Mandiri’s strength had been its large corporate loan portfolio, which has allowed the bank to book lower credit costs compared to its peers in recent years. Mandiri is well capitalised in line with the other Indonesian banks that have relatively high CET1 ratios in the region, though we expect this to be reduced by higher dividend payouts over time.
Business Description
AS OF 24 Feb 2026- Bank Mandiri was established as a result of the mergers of four state-owned banks, Bank Bumi Daya, Bank Dagang Negara, Bank Ekspor Impor Indonesia, and Bank Pembangunan Indonesia, in the late 1990s. The bank was first listed in Indonesia Stock Exchange in 2003.
- The Indonesian government holds a 60% stake in the bank. Foreign investors have a 32% shareholding while domestic investors have another 8%.
- Corporates accounted for 40% of total loans, consumer for 7%, micro & payroll for 10%, SME for 5%, commercial for 17% and subsidiaries 21% at December 2025.
Risk & Catalysts
AS OF 24 Feb 2026Macro overhang continues as fiscal concerns over aggressive growth/social agendas and questions over central bank independence persist. Despite a stronger 4Q25/FY25 and a positive medium-term growth narrative under Prabowo’s term, skepticism remains amid soft ground-level activity and signs of a shrinking middle class. Moody’s has shifted the sovereign outlook to negative.
Margin pressure persists. IDR weakness due to macro concerns has constrained system liquidity; relief has been short-lived. Opportunistic BI cuts (when FX pressures ease) and subsidised government programs (e.g., village cooperative loans) to support growth will further compress NIMs.

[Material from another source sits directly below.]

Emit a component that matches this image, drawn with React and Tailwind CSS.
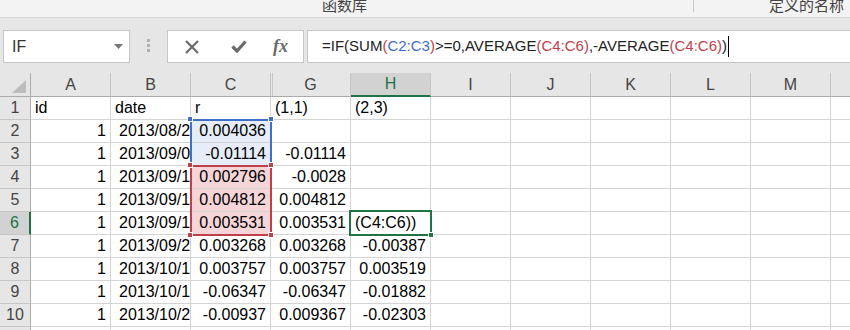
import React from "react";

const FONT = { fontFamily: '"Liberation Sans", Arial, sans-serif' };
const CJK = { fontFamily: '"Noto Sans CJK SC", "Liberation Sans", sans-serif' };

const colLetters = ["A", "B", "C", "G", "H", "I", "J", "K", "L", "M", ""];

const rows = [
  ["id", "date", "r", "(1,1)", "(2,3)"],
  ["1", "2013/08/27", "0.004036", "", ""],
  ["1", "2013/09/03", "-0.01114", "-0.01114", ""],
  ["1", "2013/09/10", "0.002796", "-0.0028", ""],
  ["1", "2013/09/13", "0.004812", "0.004812", ""],
  ["1", "2013/09/17", "0.003531", "0.003531", "(C4:C6))"],
  ["1", "2013/09/24", "0.003268", "0.003268", "-0.00387"],
  ["1", "2013/10/11", "0.003757", "0.003757", "0.003519"],
  ["1", "2013/10/15", "-0.06347", "-0.06347", "-0.01882"],
  ["1", "2013/10/22", "-0.00937", "0.009367", "-0.02303"],
  ["", "", "", "", ""],
];

const BLUE = "#3f6fc6";
const RED = "#c0404a";

function Formula() {
  const k = "text-[#222]";
  const p = "text-[#c0404a]";
  const b = "text-[#3f6fc6]";
  return (
    <div className="flex items-center whitespace-nowrap text-[15px]" style={FONT}>
      <span className={k}>=IF(SUM</span>
      <span className={p}>(</span>
      <span className={b}>C2:C3</span>
      <span className={p}>)</span>
      <span className={k}>&gt;=0,AVERAGE</span>
      <span className={p}>(C4:C6)</span>
      <span className={k}>,-AVERAGE</span>
      <span className={p}>(C4:C6)</span>
      <span className={k}>)</span>
      <span className="ml-[1px] inline-block h-[21px] w-px bg-black" />
    </div>
  );
}

function Handle({ left, top, color }) {
  return (
    <div
      className="absolute h-[6px] w-[6px] border border-white"
      style={{ left, top, backgroundColor: color }}
    />
  );
}

export default function App() {
  return (
    <div className="relative h-[330px] w-[850px] overflow-hidden bg-white" style={FONT}>
      {/* ribbon strip */}
      <div className="relative h-[18px] border-b border-[#d6d6d6] bg-[#f3f3f3] overflow-hidden">
        <div className="absolute left-[322px] top-[-5px] text-[15px] leading-[20px] text-[#444]" style={CJK}>
          函数库
        </div>
        <div className="absolute left-[693px] top-0 h-[12px] w-px bg-[#c8c8c8]" />
        <div className="absolute left-[769px] top-[-5px] text-[15px] leading-[20px] text-[#444]" style={CJK}>
          定义的名称
        </div>
      </div>

      {/* formula bar */}
      <div className="flex h-[55px] items-start bg-[#e6e6e6] pt-[12px]">
        <div className="ml-[3px] flex h-[33px] w-[127px] items-center justify-between border border-[#c6c6c6] bg-white pl-[8px] pr-[6px]">
          <span className="text-[16px] text-[#333]">IF</span>
          <svg width="9" height="5" viewBox="0 0 9 5">
            <path d="M0 0 L9 0 L4.5 5 Z" fill="#777" />
          </svg>
        </div>
        <div className="ml-[17px] mt-[9px] flex flex-col gap-[2px]">
          <div className="h-[3px] w-[3px] bg-[#b0b0b0]" />
          <div className="h-[3px] w-[3px] bg-[#b0b0b0]" />
          <div className="h-[3px] w-[3px] bg-[#b0b0b0]" />
        </div>
        <div className="ml-[17px] flex h-[33px] w-[137px] items-center border border-[#c6c6c6] bg-white">
          <svg className="ml-[17px]" width="14" height="14" viewBox="0 0 14 14">
            <path d="M1 1 L13 13 M13 1 L1 13" stroke="#6a6a6a" strokeWidth="2.2" />
          </svg>
          <svg className="ml-[32px]" width="16" height="13" viewBox="0 0 16 13">
            <path d="M1.5 6.5 L6 11 L14.5 1.5" stroke="#6a6a6a" strokeWidth="3.2" fill="none" />
          </svg>
          <span
            className="ml-[26px] text-[18px] font-bold italic text-[#6a6a6a]"
            style={{ fontFamily: '"Liberation Serif", "Times New Roman", serif' }}
          >
            fx
          </span>
        </div>
        <div className="ml-[3px] flex h-[33px] flex-1 items-center border border-r-0 border-[#c6c6c6] bg-white pl-[14px]">
          <Formula />
        </div>
      </div>

      {/* sheet */}
      <div className="relative">
        <div className="grid grid-cols-[31px_repeat(11,80px)] text-[16px]">
          {/* header row */}
          <div className="relative h-[24px] border-r border-b border-[#ababab] bg-[#e6e6e6]">
            <svg className="absolute left-[12px] top-[7px]" width="14" height="13" viewBox="0 0 14 13">
              <path d="M14 0 L14 13 L0 13 Z" fill="#bdbdbd" />
            </svg>
          </div>
          {colLetters.map((c, i) => {
            const sel = c === "H";
            const isG = c === "G";
            return (
              <div
                key={i}
                className={
                  "relative flex h-[24px] items-center justify-center border-r border-r-[#c6c6c6] " +
                  (sel
                    ? "border-b-2 border-b-[#217346] bg-[#d2d2d2] text-[#217346]"
                    : "border-b border-b-[#ababab] bg-[#e6e6e6] text-[#444]") +
                  (isG
                    ? " before:absolute before:left-[1px] before:top-0 before:bottom-0 before:w-px before:bg-[#c6c6c6]"
                    : "")
                }
              >
                {c}
              </div>
            );
          })}

          {rows.map((r, ri) => {
            const rowNum = ri + 1;
            const selRow = rowNum === 6;
            return (
              <React.Fragment key={ri}>
                <div
                  className={
                    "flex h-[23px] items-center justify-center border-b border-b-[#c6c6c6] " +
                    (selRow
                      ? "border-r-2 border-r-[#217346] bg-[#d2d2d2] text-[#217346]"
                      : "border-r border-r-[#ababab] bg-[#e6e6e6] text-[#444]")
                  }
                >
                  {rowNum}
                </div>
                {colLetters.map((c, ci) => {
                  const v = ci < 5 ? r[ci] : "";
                  const isHeaderRow = ri === 0;
                  const numeric = !isHeaderRow && ci !== 1 && v !== "" && v !== "(C4:C6))";
                  let bg = "";
                  if (c === "C" && (rowNum === 2 || rowNum === 3)) bg = " bg-[#e6edf8]";
                  if (c === "C" && rowNum >= 4 && rowNum <= 6) bg = " bg-[#f5d5d8]";
                  const align = numeric ? " justify-end pr-[4px]" : ci === 1 && !isHeaderRow ? " pl-[8px]" : " pl-[4px]";
                  return (
                    <div
                      key={ci}
                      className={
                        "flex h-[23px] items-center overflow-hidden whitespace-nowrap border-r border-b border-[#d4d4d4] text-black" +
                        align +
                        bg
                      }
                    >
                      {v}
                    </div>
                  );
                })}
              </React.Fragment>
            );
          })}
        </div>

        {/* overlays: C2:C3 blue */}
        <div
          className="absolute border-2"
          style={{ left: 190, top: 46, width: 82, height: 48, borderColor: BLUE }}
        />
        <Handle left={187} top={43} color={BLUE} />
        <Handle left={268} top={43} color={BLUE} />
        {/* C4:C6 red */}
        <div
          className="absolute border-2"
          style={{ left: 190, top: 92, width: 82, height: 71, borderColor: RED }}
        />
        <Handle left={187} top={89} color={RED} />
        <Handle left={268} top={89} color={RED} />
        <Handle left={187} top={159} color={RED} />
        <Handle left={268} top={159} color={RED} />
        {/* H6 active cell */}
        <div
          className="absolute border-2 border-[#217346]"
          style={{ left: 349, top: 137, width: 83, height: 26 }}
        />
        <div
          className="absolute h-[6px] w-[6px] border border-white bg-[#217346]"
          style={{ left: 428, top: 159 }}
        />
      </div>
    </div>
  );
}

Governance/transparency risks at Danantara remain, and the transfer of SOE banks (including Mandiri) increases the risk of higher dividend payouts to fund government priorities. However, we are comfortable with the CET1 ratio dropping to the 14-16% range of other APAC banks.
Retail is under strain, but asset quality has trended better than peers due to a large-corporate tilt. Increased state-directed lending to less commercially viable projects though could pressure credit metrics over time.
Key Metric
AS OF 24 Feb 2026| IDR bn | FY21 | FY22 | FY23 | FY24 | FY25 |
|---|---|---|---|---|---|
| PPP ROA | 3.5% | 3.9% | 4.1% | 3.8% | 3.3% |
| ROA | 1.7% | 2.2% | 2.6% | 2.4% | 2.1% |
| ROE | 14.2% | 19.0% | 22.4% | 20.5% | 19.5% |
| Equity/Assets | 11.9% | 11.5% | 12.0% | 11.7% | 10.4% |
| CET1 Ratio | 18.4% | 18.6% | 20.8% | 19.6% | 19.3% |
| NPL Ratio | 2.72% | 1.92% | 1.19% | 1.12% | 1.13% |
| Provisions/Average Loans | 1.98% | 1.41% | 0.79% | 0.77% | 0.57% |
| LDR | 81% | 81% | 89% | 98% | 90% |
CreditSight View Comment
AS OF 06 Feb 2026Mandiri is the biggest bank in Indonesia by assets and 60% government owned. It weathered the pandemic well given its focus on large corporates. Funding cost pressure from the tight liquidity environment has eased with recent government stimulus, and loan growth has picked up. Margins though are under pressure from state-subsidized lending programs and rate cuts impacting wholesale lending yields. Soft economic momentum, retail asset quality strains and higher governance risks are also headwinds. Fundamentals however remain sound with a corporates focused book, strong capital and healthy profitability. We expect higher dividend payouts to gradually reduce capital ratios but are comfortable with a 14-16% CET1 ratio. We have Mandiri on U/P due to Indonesia’s macro uncertainty overhang.